Head-to-Head Comparison
Here is a quick comparison of the three tools based on my tests:
- Accuracy: Whisper (best on clean audio), Otter (great for meetings), Tactiq (good but dependent on platform captions).
- Speed: Tactiq (real-time), Otter (real-time with delay), Whisper (batch processing, minutes).
- Speaker Diarization: Otter (built-in), Tactiq (captures speaker labels from captions), Whisper (needs extra tool).
- Privacy: Whisper (local), Tactiq (no audio stored), Otter (cloud storage).
- Free Tier Limits: Whisper (unlimited, but requires hardware), Otter (300 min/month, 30 min per conversation), Tactiq (10 transcripts/month).
- Export Options: Otter and Tactiq offer multiple formats, Whisper outputs TXT, JSON, SRT, VTT.
Which Tool Should You Choose?
Your choice depends on your primary use case.
For Maximum Privacy and Unlimited Use: Whisper
If you transcribe sensitive audio or need to process hundreds of files, Whisper is the only truly unlimited option. You need a decent GPU and some command-line comfort. Once set up, it costs nothing and keeps your data local.
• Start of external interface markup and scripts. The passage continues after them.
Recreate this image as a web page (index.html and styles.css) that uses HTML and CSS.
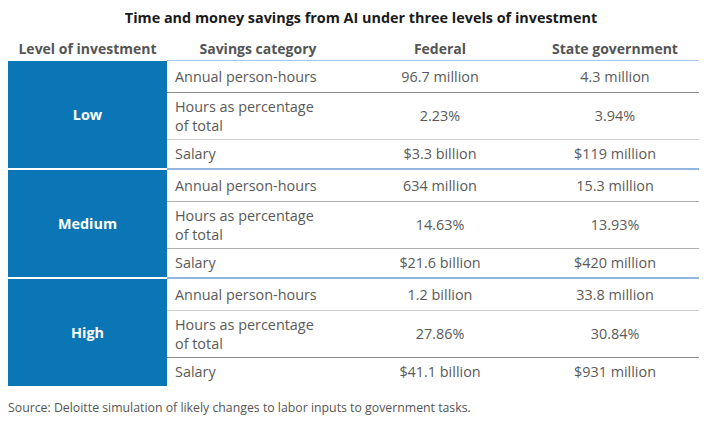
FILE: index.html
```html
<!DOCTYPE html>
<html>
<head>
<meta charset="utf-8">
<link rel="stylesheet" href="styles.css">
</head>
<body>
<div class="page">
  <h1 class="title">Time and money savings from AI under three levels of investment</h1>
  <table class="savings">
    <colgroup>
      <col class="c-level"><col class="c-cat"><col class="c-fed"><col class="c-state">
    </colgroup>
    <thead>
      <tr>
        <th class="h-level">Level of investment</th>
        <th class="h-line">Savings category</th>
        <th class="h-line">Federal</th>
        <th class="h-line">State government</th>
      </tr>
    </thead>
    <tbody>
      <tr class="r1 first-group">
        <td class="level" rowspan="3">Low</td>
        <td class="cat dark">Annual person-hours</td>
        <td class="val dark">96.7 million</td>
        <td class="val dark">4.3 million</td>
      </tr>
      <tr class="r2">
        <td class="cat light">Hours as percentage<br>of total</td>
        <td class="val light">2.23%</td>
        <td class="val light">3.94%</td>
      </tr>
      <tr class="r3">
        <td class="cat">Salary</td>
        <td class="val">$3.3 billion</td>
        <td class="val">$119 million</td>
      </tr>

      <tr class="r1 group">
        <td class="level" rowspan="3">Medium</td>
        <td class="cat mid">Annual person-hours</td>
        <td class="val mid">634 million</td>
        <td class="val mid">15.3 million</td>
      </tr>
      <tr class="r2">
        <td class="cat mid">Hours as percentage<br>of total</td>
        <td class="val mid">14.63%</td>
        <td class="val mid">13.93%</td>
      </tr>
      <tr class="r3">
        <td class="cat">Salary</td>
        <td class="val">$21.6 billion</td>
        <td class="val">$420 million</td>
      </tr>

      <tr class="r1 group">
        <td class="level" rowspan="3">High</td>
        <td class="cat light">Annual person-hours</td>
        <td class="val light">1.2 billion</td>
        <td class="val light">33.8 million</td>
      </tr>
      <tr class="r2">
        <td class="cat dark">Hours as percentage<br>of total</td>
        <td class="val dark">27.86%</td>
        <td class="val dark">30.84%</td>
      </tr>
      <tr class="r3">
        <td class="cat">Salary</td>
        <td class="val">$41.1 billion</td>
        <td class="val">$931 million</td>
      </tr>
    </tbody>
  </table>
  <p class="source">Source: Deloitte simulation of likely changes to labor inputs to government tasks.</p>
</div>
</body>
</html>
```
FILE: styles.css
```css
html, body {
  margin: 0;
  padding: 0;
  background: #ffffff;
}

.page {
  width: 720px;
  padding: 0 8px;
  box-sizing: border-box;
  font-family: "Open Sans", "Liberation Sans", sans-serif;
  color: #555555;
}

.title {
  margin: 8px 0 0 0;
  font-size: 14.4px;
  line-height: 20px;
  font-weight: 700;
  color: #1a1a1a;
  text-align: center;
  padding-left: 2px;
}

.savings {
  margin-top: 9px;
  width: 691px;
  table-layout: fixed;
  border-collapse: separate;
  border-spacing: 0;
  font-size: 14.4px;
}

.c-level { width: 159px; }
.c-cat { width: 182px; }
.c-fed { width: 182px; }
.c-state { width: 168px; }

.savings th {
  height: 23px;
  padding: 0;
  font-size: 14px;
  font-weight: 700;
  color: #555555;
  vertical-align: middle;
  text-align: center;
  line-height: 18px;
}

.h-level {
  text-align: left;
}

.h-line {
  border-bottom: 1px solid #a9c7e8;
}

.savings td {
  padding: 0;
  vertical-align: middle;
  line-height: 18px;
  color: #5a5a5a;
}

.level {
  background: #0b76b5;
  color: #ffffff !important;
  font-weight: 700;
  text-align: center;
}

.cat {
  padding-left: 8px !important;
  text-align: left;
}

.val {
  text-align: center;
}

.r1 td { height: 31px; }
.r2 td { height: 46px; }
.r3 td { height: 28px; }

.r2 .cat { line-height: 19px; }

.group td {
  border-top: 2px solid #92b7df;
}

.group td.level {
  border-top: 2px solid #ffffff;
}

.dark { border-bottom: 1px solid #8a8a8a; }
.mid { border-bottom: 1px solid #b0b0b0; }
.light { border-bottom: 1px solid #cdcdcd; }

.source {
  margin: 14px 0 0 0;
  font-size: 12.3px;
  line-height: 16px;
  color: #555555;
}
```
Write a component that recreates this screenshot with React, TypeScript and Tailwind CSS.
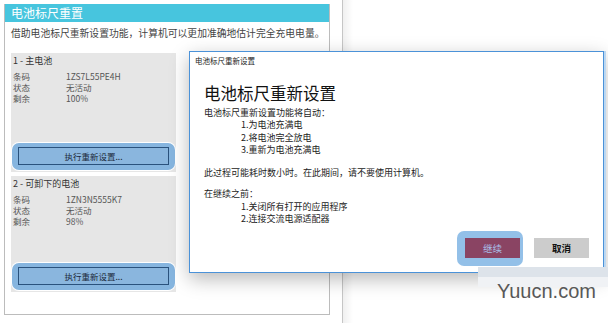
import React from "react";

const font = { fontFamily: '"Noto Sans CJK SC", "Liberation Sans", sans-serif' };

type Battery = {
  title: string;
  code: string;
  state: string;
  left: string;
  height: string;
};

const batteries: Battery[] = [
  { title: "1 - 主电池", code: "1ZS7L55PE4H", state: "无活动", left: "100%", height: "h-[119px]" },
  { title: "2 - 可卸下的电池", code: "1ZN3N5555K7", state: "无活动", left: "98%", height: "h-[116px]" },
];

function ResetButton() {
  return (
    <div className="mx-[1px] mb-[2px] mt-auto rounded-[7px] bg-[#86b5df] px-[6px] pt-[4px] pb-[5px] ring-1 ring-white">
      <div className="flex h-[18px] items-center justify-center border border-[#2a527d] bg-[#8ab6de] text-[8.5px] text-[#1c2a3a]">
        执行重新设置...
      </div>
    </div>
  );
}

function BatteryCard({ b }: { b: Battery }) {
  return (
    <div className={`flex w-[165px] flex-col bg-[#e6e6e6] ${b.height}`}>
      <div className="px-[2px] pt-[1px] text-[9px] leading-[13px] text-[#333]">{b.title}</div>
      <div className="mt-[4px] px-[2px] text-[8.5px] leading-[11px] text-[#555]">
        {[
          ["条码", b.code],
          ["状态", b.state],
          ["剩余", b.left],
        ].map(([k, v]) => (
          <div key={k} className="flex h-[11px] items-center">
            <span className="w-[53px]">{k}</span>
            <span>{v}</span>
          </div>
        ))}
      </div>
      <ResetButton />
    </div>
  );
}

export default function App() {
  return (
    <div className="relative h-[323px] w-[608px] overflow-hidden bg-white" style={font}>
      {/* window edge behind */}
      <div className="absolute left-[342px] top-0 h-full w-px bg-[#c6c6c6]" />
      <div className="absolute left-[343px] top-0 h-full w-[10px] bg-gradient-to-r from-[#f0f0f0] to-white" />

      {/* left window */}
      <div className="absolute left-[4px] top-[4px] flex h-[311px] w-[326px] flex-col border-x border-b border-[#bcbcbc] bg-white">
        <div className="flex h-[18px] items-center bg-[#47c5de] pl-[6px] text-[12px] text-white">电池标尺重置</div>
        <div className="mt-[5px] whitespace-nowrap pl-[6px] text-[9.8px] leading-[13px] text-[#444]">
          借助电池标尺重新设置功能，计算机可以更加准确地估计完全充电电量。
        </div>
        <div className="mt-[13px] flex flex-col gap-[4px] pl-[6px]">
          {batteries.map((b) => (
            <BatteryCard key={b.title} b={b} />
          ))}
        </div>
      </div>

      {/* dialog */}
      <div className="absolute left-[189px] top-[51px] flex h-[222px] w-[415px] flex-col border border-[#4b92d8] bg-white shadow-[2px_0_0_#bcd8f2,0_6px_18px_rgba(0,0,0,0.28)]">
        <div className="pl-[5px] pt-[3px] text-[7.5px] leading-[12px] text-[#222]">电池标尺重新设置</div>
        <div className="mt-[14px] pl-[14px] text-[16.5px] leading-[24px] text-[#111]">电池标尺重新设置</div>
        <div className="mt-[2px] pl-[14px] text-[9px] leading-[12.3px] text-[#222]">
          <div>电池标尺重新设置功能将自动：</div>
          <div className="pl-[37px]">
            <div>1.为电池充满电</div>
            <div>2.将电池完全放电</div>
            <div>3.重新为电池充满电</div>
          </div>
          <div className="mt-[11px]">此过程可能耗时数小时。在此期间，请不要使用计算机。</div>
          <div className="mt-[9px]">在继续之前：</div>
          <div className="pl-[37px]">
            <div>1.关闭所有打开的应用程序</div>
            <div>2.连接交流电源适配器</div>
          </div>
        </div>
        <div className="mt-auto mb-[6px] flex items-start justify-end pr-[14px]">
          <div className="rounded-[7px] bg-[#93c0e8] pl-[8px] pr-[3px] pt-[7px] pb-[8px] ring-1 ring-white">
            <div className="flex h-[20px] w-[55px] items-center justify-center bg-[#8a4463] text-[9.5px] text-[#a9bde6]">
              继续
            </div>
          </div>
          <div className="ml-[11px] mt-[7px] flex h-[20px] w-[55px] items-center justify-center bg-[#cccccc] text-[9.5px] font-bold text-[#111]">
            取消
          </div>
        </div>
      </div>

      {/* watermark */}
      <div className="absolute left-[478px] top-[267px] flex h-[20px] w-[130px] flex-col">
        <div className="h-[10px] bg-[#dde3ea]" />
        <div className="h-[10px] bg-[#f0f2f5]" />
      </div>
      <div
        className="absolute left-[497px] top-[279px] text-[20px] leading-[24px] text-[#585858]"
        style={{ fontFamily: '"Liberation Sans", sans-serif' }}
      >
        Yuucn.com
      </div>
    </div>
  );
}
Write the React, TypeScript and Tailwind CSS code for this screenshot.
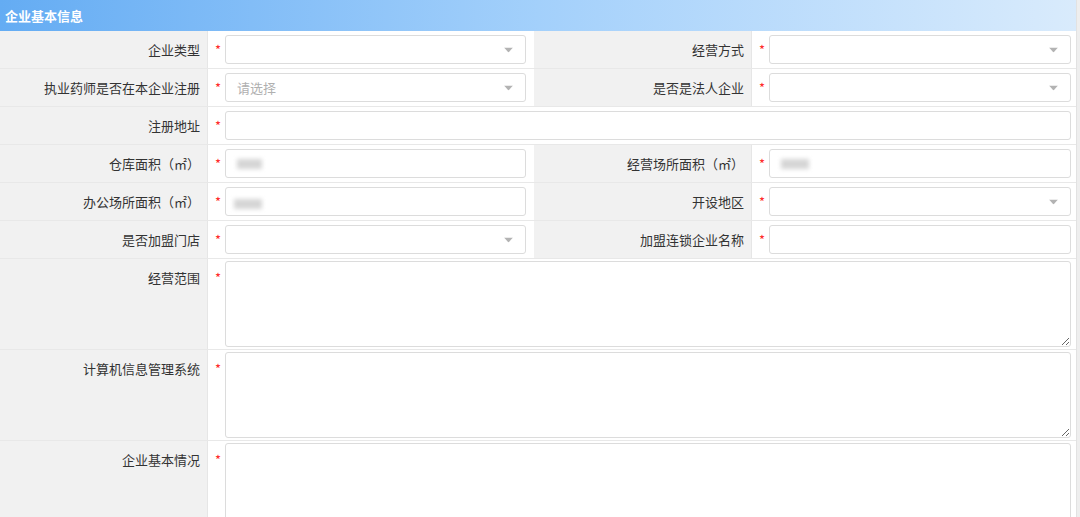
import React from "react";

const font = { fontFamily: '"Noto Sans CJK SC", "Noto Sans", sans-serif' };

function Star() {
  return <span className="block w-[17px] shrink-0 text-center text-[13px] leading-none text-[#ff2a2a] pl-[6px] pr-[3px]">*</span>;
}

function Label({ text, w, top }: { text: string; w: string; top?: boolean }) {
  return (
    <div
      className={`${w} shrink-0 bg-[#f1f1f1] border-r border-[#e6e6e6] flex justify-end pr-[7px] text-[13px] text-[#333] ${top ? "items-start pt-[9px]" : "items-center"}`}
    >
      {text}
    </div>
  );
}

function Arrow() {
  return (
    <svg width="9" height="5" viewBox="0 0 9 5" className="absolute right-[12px] top-1/2 -translate-y-1/2">
      <path d="M0 0 L9 0 L4.5 5 Z" fill="#b3b3b3" />
    </svg>
  );
}

function Field({
  w,
  select,
  placeholder,
  blob,
  pr,
}: {
  w: string;
  select?: boolean;
  placeholder?: string;
  blob?: string;
  pr: string;
}) {
  return (
    <div className={`${w} flex items-center ${pr}`}>
      <Star />
      <div className="relative flex-1 h-[29px] border border-[#dcdcdc] rounded-[3px] bg-white flex items-center pl-[11px]">
        {placeholder && <span className="text-[13px] text-[#b0b0b0]">{placeholder}</span>}
        {blob && <div className={`${blob} h-[10px] bg-[#d6d6d6] blur-[2px]`} />}
        {select && <Arrow />}
      </div>
    </div>
  );
}

function Row({ children, h }: { children: React.ReactNode; h: string }) {
  return <div className={`flex shrink-0 ${h} border-b border-[#e8e8e8]`}>{children}</div>;
}

function AreaRow({ label, h, last }: { label: string; h: string; last?: boolean }) {
  return (
    <div className={`flex shrink-0 ${h} ${last ? "" : "border-b border-[#e8e8e8]"}`}>
      <Label text={label} w="w-[208px]" top />
      <div className={`flex-1 flex items-start pr-[5px] ${last ? "pt-[2px]" : "py-[2px]"}`}>
        <div className="pt-[10px] shrink-0">
          <Star />
        </div>
        <textarea
          className={`flex-1 ${last ? "h-[120px]" : "h-full"} border border-[#dcdcdc] rounded-[3px] bg-white outline-none`}
        />
      </div>
    </div>
  );
}

export default function App() {
  return (
    <div className="w-[1080px] h-[517px] overflow-hidden bg-white flex" style={font}>
      <div className="flex-1 flex flex-col">
        <div className="h-[31px] shrink-0 flex items-center pl-[5px] bg-gradient-to-r from-[#64acf3] via-[#a3d0fb] to-[#d9ebfc]">
          <span className="text-white font-bold text-[13px]">企业基本信息</span>
        </div>
        <Row h="h-[38px]">
          <Label text="企业类型" w="w-[208px]" />
          <Field w="w-[326px]" select pr="pr-[8px]" />
          <Label text="经营方式" w="w-[218px]" />
          <Field w="flex-1" select pr="pr-[5px]" />
        </Row>
        <Row h="h-[38px]">
          <Label text="执业药师是否在本企业注册" w="w-[208px]" />
          <Field w="w-[326px]" select placeholder="请选择" pr="pr-[8px]" />
          <Label text="是否是法人企业" w="w-[218px]" />
          <Field w="flex-1" select pr="pr-[5px]" />
        </Row>
        <Row h="h-[38px]">
          <Label text="注册地址" w="w-[208px]" />
          <Field w="flex-1" pr="pr-[5px]" />
        </Row>
        <Row h="h-[38px]">
          <Label text="仓库面积（㎡）" w="w-[208px]" />
          <Field w="w-[326px]" blob="w-[25px]" pr="pr-[8px]" />
          <Label text="经营场所面积（㎡）" w="w-[218px]" />
          <Field w="flex-1" blob="w-[28px]" pr="pr-[5px]" />
        </Row>
        <Row h="h-[38px]">
          <Label text="办公场所面积（㎡）" w="w-[208px]" />
          <Field w="w-[326px]" blob="w-[28px] -ml-[3px] mt-[5px]" pr="pr-[8px]" />
          <Label text="开设地区" w="w-[218px]" />
          <Field w="flex-1" select pr="pr-[5px]" />
        </Row>
        <Row h="h-[38px]">
          <Label text="是否加盟门店" w="w-[208px]" />
          <Field w="w-[326px]" select pr="pr-[8px]" />
          <Label text="加盟连锁企业名称" w="w-[218px]" />
          <Field w="flex-1" pr="pr-[5px]" />
        </Row>
        <AreaRow label="经营范围" h="h-[91px]" />
        <AreaRow label="计算机信息管理系统" h="h-[91px]" />
        <AreaRow label="企业基本情况" h="h-[90px]" last />
      </div>
      <div className="w-[4px] shrink-0 bg-[#eeeeee] border-l border-[#e2e2e2]" />
    </div>
  );
}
For Meeting Notes and Collaboration: Otter
If you attend frequent meetings and want automated transcription with summaries, Otter's free plan is hard to beat. The 300-minute cap is enough for 10 meetings a month. The collaboration features make it easy to share notes with your team.
For Quick, Lightweight Transcription: Tactiq
If you just need a transcript of your Google Meet calls without installing heavy software, Tactiq is the simplest choice. The 10-transcript limit is low, but for occasional use, it is sufficient.
Where to Start
Start by identifying your biggest pain point. Is it privacy, accuracy, or convenience? If you want a tool that works out of the box for meetings, try Otter first. If you prefer to keep everything local, set up Whisper. If you need a quick solution for Google Meet, install Tactiq.
Also, consider combining these tools with other free AI utilities. For example, you can use a free AI tool to summarize your transcripts or extract action items. Check out our list of the 12 best free AI tools in 2026 to expand your toolkit.
Once you have a transcript, you might want to summarize a Zoom meeting in 2 minutes with AI using a full workflow that integrates with your note-taking app.
And if you want to automate the entire process from transcription to action items, look into no-code automation with AI using Zapier, Make, or n8n. You can set up a workflow that sends your Otter transcript to a summarizer and then to your task manager.
What's Next
Try each tool for a week. Transcribe the same meeting with all three and compare the results. See which one fits your workflow. The best free audio transcription tool in 2026 is the one you actually use. Pick one, start transcribing, and reclaim the time you used to spend taking notes.